Former US spy agency contractor Edward Snowden stated in support of the Wikileaks founder that “Assange’s critics may cheer, but this is a dark moment for press freedom.” He also said, “The United Nations formally ruled his detention to be arbitrary, a violation of human rights. They have repeatedly issued statements calling for him to walk free —including very recently.”
Assange now faces extradition to US for “one of the the largest compromises of classified information in the history of the United States”, according to the Justice Department of US. He has been charged with helping former Army intelligence specialist Chelsea Manning access Defense Department computers in 2010 in an effort to disclose secret government documents.

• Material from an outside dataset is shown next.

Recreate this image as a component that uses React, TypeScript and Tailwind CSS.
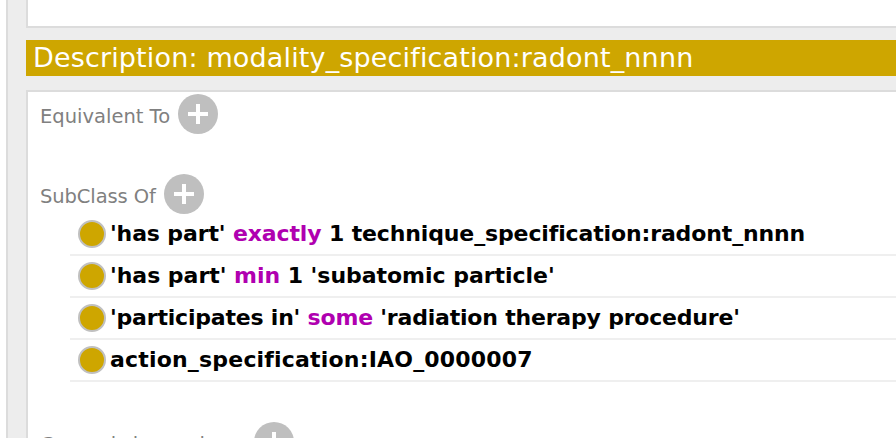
const font = "font-['DejaVu_Sans',sans-serif]";

type Token = { text: string; keyword?: boolean };

const rows: { tracking: string; tokens: Token[] }[] = [
  {
    tracking: "tracking-[-0.13px]",
    tokens: [
      { text: "'has part' " },
      { text: "exactly", keyword: true },
      { text: " 1 technique_specification:radont_nnnn" },
    ],
  },
  {
    tracking: "tracking-[-0.03px]",
    tokens: [
      { text: "'has part' " },
      { text: "min", keyword: true },
      { text: " 1 'subatomic particle'" },
    ],
  },
  {
    tracking: "tracking-[-0.2px]",
    tokens: [
      { text: "'participates in' " },
      { text: "some", keyword: true },
      { text: " 'radiation therapy procedure'" },
    ],
  },
  {
    tracking: "tracking-[0.19px]",
    tokens: [{ text: "action_specification:IAO_0000007" }],
  },
];

function AddButton() {
  return (
    <div className="flex h-10 w-10 shrink-0 items-center justify-center rounded-full bg-[#bfbfbf]">
      <svg width="20" height="20" viewBox="0 0 20 20">
        <path d="M8 0h4v8h8v4h-8v8H8v-8H0V8h8z" fill="#ffffff" />
      </svg>
    </div>
  );
}

function SectionHeader({ label, className = "" }: { label: string; className?: string }) {
  return (
    <div className={`flex h-10 items-center gap-2 pl-3 ${className}`}>
      <span className="mt-1.5 whitespace-nowrap text-[19.5px] text-[#808080]">{label}</span>
      <AddButton />
    </div>
  );
}

function AxiomRow({ tokens, tracking }: { tokens: Token[]; tracking: string }) {
  return (
    <div className="flex h-[42px] items-center border-b-2 border-[#efefef] pl-2">
      <div className="h-7 w-7 shrink-0 rounded-full border-2 border-[#c0c0c0] bg-[#cea600]" />
      <div className={`-mt-0.5 ml-1 whitespace-pre text-[22px] font-bold text-black ${tracking}`}>
        {tokens.map((token, index) => (
          <span key={index} className={token.keyword ? "text-[#b000b0]" : ""}>
            {token.text}
          </span>
        ))}
      </div>
    </div>
  );
}

export default function App() {
  return (
    <div className={`flex h-[438px] w-[896px] overflow-hidden bg-white ${font}`}>
      <div className="w-1.5 shrink-0 bg-white" />
      <div className="flex-1 border-l-2 border-[#dcdcdc] bg-[#ededed] pl-[18px]">
        <div className="h-7 border-b-2 border-l-2 border-[#dcdcdc] bg-white" />
        <div className="mt-3 flex h-9 items-center bg-[#cea600] pl-[7px] text-[27px] tracking-[0.15px] text-white">
          Description: modality_specification:radont_nnnn
        </div>
        <div className="mt-[14px] h-[400px] border-t-2 border-l-2 border-[#dcdcdc] bg-white pt-0.5">
          <SectionHeader label="Equivalent To" />
          <SectionHeader label="SubClass Of" className="mt-10 tracking-[-0.1px]" />
          <div className="ml-[42px]">
            {rows.map((row, index) => (
              <AxiomRow key={index} tokens={row.tokens} tracking={row.tracking} />
            ))}
          </div>
          <SectionHeader label="General class axioms" className="mt-10 tracking-[-0.1px]" />
        </div>
      </div>
    </div>
  );
}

With pressure building up to release Assange in the UK, the US almost seems to have its own metaphorical Khashoggi moment. The US wants to extradite Assange and lay charges against him ranging from the disclosure of sensitive US government documents related to the Iraq and Afghan wars to Wikileaks publishing mails the government claimed to have been hacked by Russia during the 2016 elections. Now it is up to the UK courts to decide whether they want to go forward with extradition or to prosecute him locally.
All of the incidents above illustrate the importance attached to consulates in the world of politics. As the world is evolving, the role of consulates has grown and it has become increasingly important to respect these foreign institutions, as they delicately balance the world of international relations.